Solana’s ‘Alpenglow’ Consensus Overhaul: What You Need to Know
Introduction to Solana’s Major Consensus Proposal
In a move that could redefine Solana’s blockchain operations, the core development team has introduced a substantial consensus update titled “Alpenglow” (SIMD-0326). This proposal, currently in Solana’s formal governance track, sets the stage for a potential validator vote. If approved, it would replace the existing TowerBFT mechanism and implement a new architecture for finality and validator incentives on the mainnet-beta.
Understanding the Voting Process for ‘Alpenglow’

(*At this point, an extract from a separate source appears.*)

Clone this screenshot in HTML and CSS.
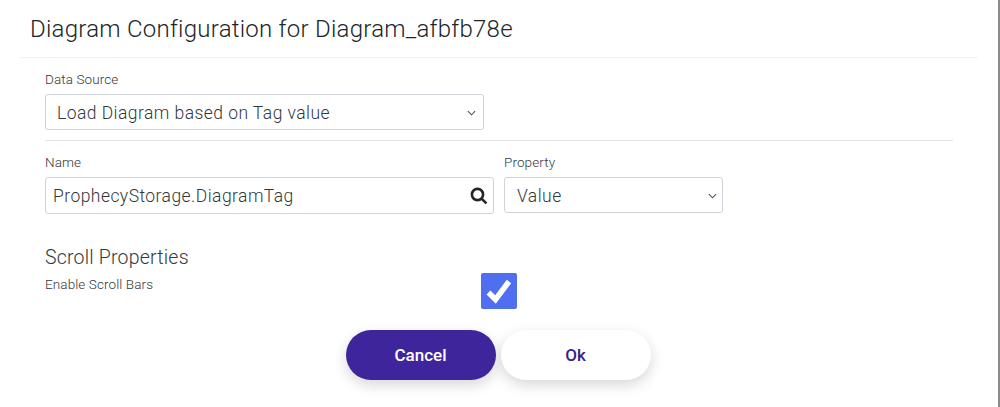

The governance proposal outlines a strategic three-phase approach: a discussion spanning epochs 833–838, stake-weight capture during epoch 839, and a binding vote across epochs 840–842. Validators will use specialized vote tokens to cast their votes as “Yes,” “No,” or “Abstain.” For the proposal to pass, a supermajority threshold is required, where “Yes” votes must constitute at least two-thirds of the total “Yes” and “No” votes, with abstentions contributing to a quorum of 33%.
The Core of Alpenglow: Votor Protocol
At the center of the Alpenglow update is the Votor protocol, a direct-vote, leader-pipelined finality protocol. This system transitions Solana away from traditional on-chain vote transactions, favoring off-chain vote exchanges with local signature aggregation. Validators will have the option to notarize or skip blocks, while leaders aggregate votes and submit compact proofs. This approach aims to drastically reduce latency and bandwidth usage, enhancing overall protocol efficiency. The “20+20” liveliness model is designed to handle 20% adversarial and 20% unresponsive validators without halting the system.
Revamping Validator Economics
Alpenglow introduces changes to validator economics by moving voting off-chain. The proposal includes a Validator Admission Ticket (VAT), a fixed fee per epoch, initially set at 1.6 SOL, to maintain an economic barrier similar to the current on-chain vote-fee structure. Validators must cast one valid vote per slot, with any conflicting votes being detectable. Persistent non-participation could result in a validator losing eligibility for rewards and risking removal from the active set.
Potential Impacts on Solana’s Ecosystem
If implemented, Alpenglow would significantly alter the client layer’s semantics, replacing optimistic confirmation with actual finality at sub-second speeds. This change aims to align confirmation latencies with Web2 user expectations while providing tighter safety guarantees than those under TowerBFT. The proposal documentation points to extensive white papers and analyses, emphasizing that the initial focus is on finalization and voting, with further upgrades to follow.
Community and Expert Feedback
Community responses have highlighted potential operational risks and the need for a robust testing and fallback strategy before any mainnet decision. Some community members have expressed concerns about the VAT level, transaction expiry, leader equivocation handling, and the effects on MEV auctions and user experience. While the promise of 150 ms finality is appealing, the vote’s outcome will likely depend on community comfort with safety proofs, incentive structures, and the proposed migration path.